Jadi, berkaitan dengan rencana pemerintah atau Presiden Jokowi soal IKN kedepan, maka pemerintah seyogianya agar tidak terlalu terburu-buru mengambil keputusan terkait IKN ini, termasuk dalam hal mengangkat melantik Pemimpin Kepala Badan Otorita IKN. Pemerintah tetap harus berpegang teguh pada konstitusi, harus berlandaskan Undang-undang dan berdasarkan payung hukum yang jelas.

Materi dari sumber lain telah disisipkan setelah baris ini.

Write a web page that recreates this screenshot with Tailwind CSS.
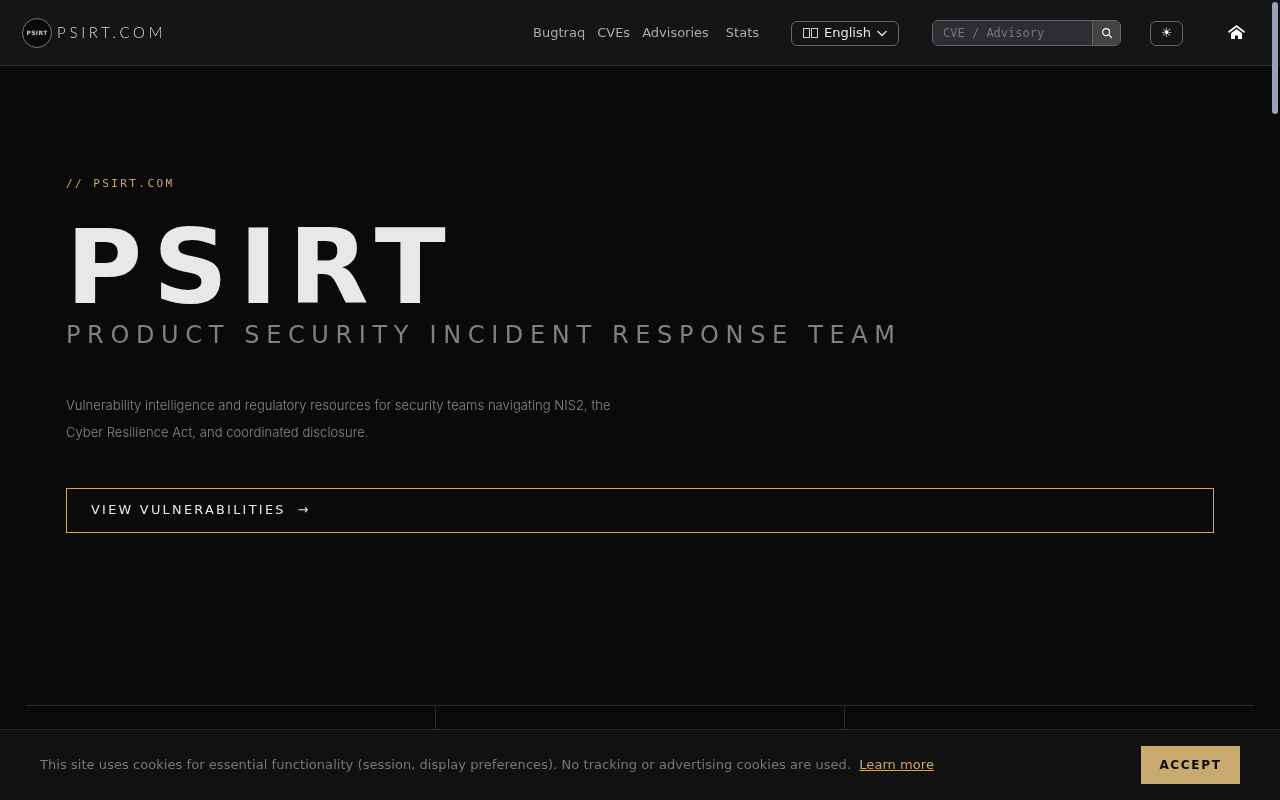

Agar dapatnya juga, pemerintah lebih mendalam lagi atau lebih komperehensif lagi dalam mempertimbangkan maupun menganalisis berbagai hal terkait perencanaan, pembangunan dan pengelolaan IKN kedepan
Yang jelas publik atau rakyat hanya berharap, bahwa soal IKN ini harus berimbang, maka janganlah hanya mengutamakan berbagai kepentingan yang hanya menguntungkan pihak-pihak tertentu saja.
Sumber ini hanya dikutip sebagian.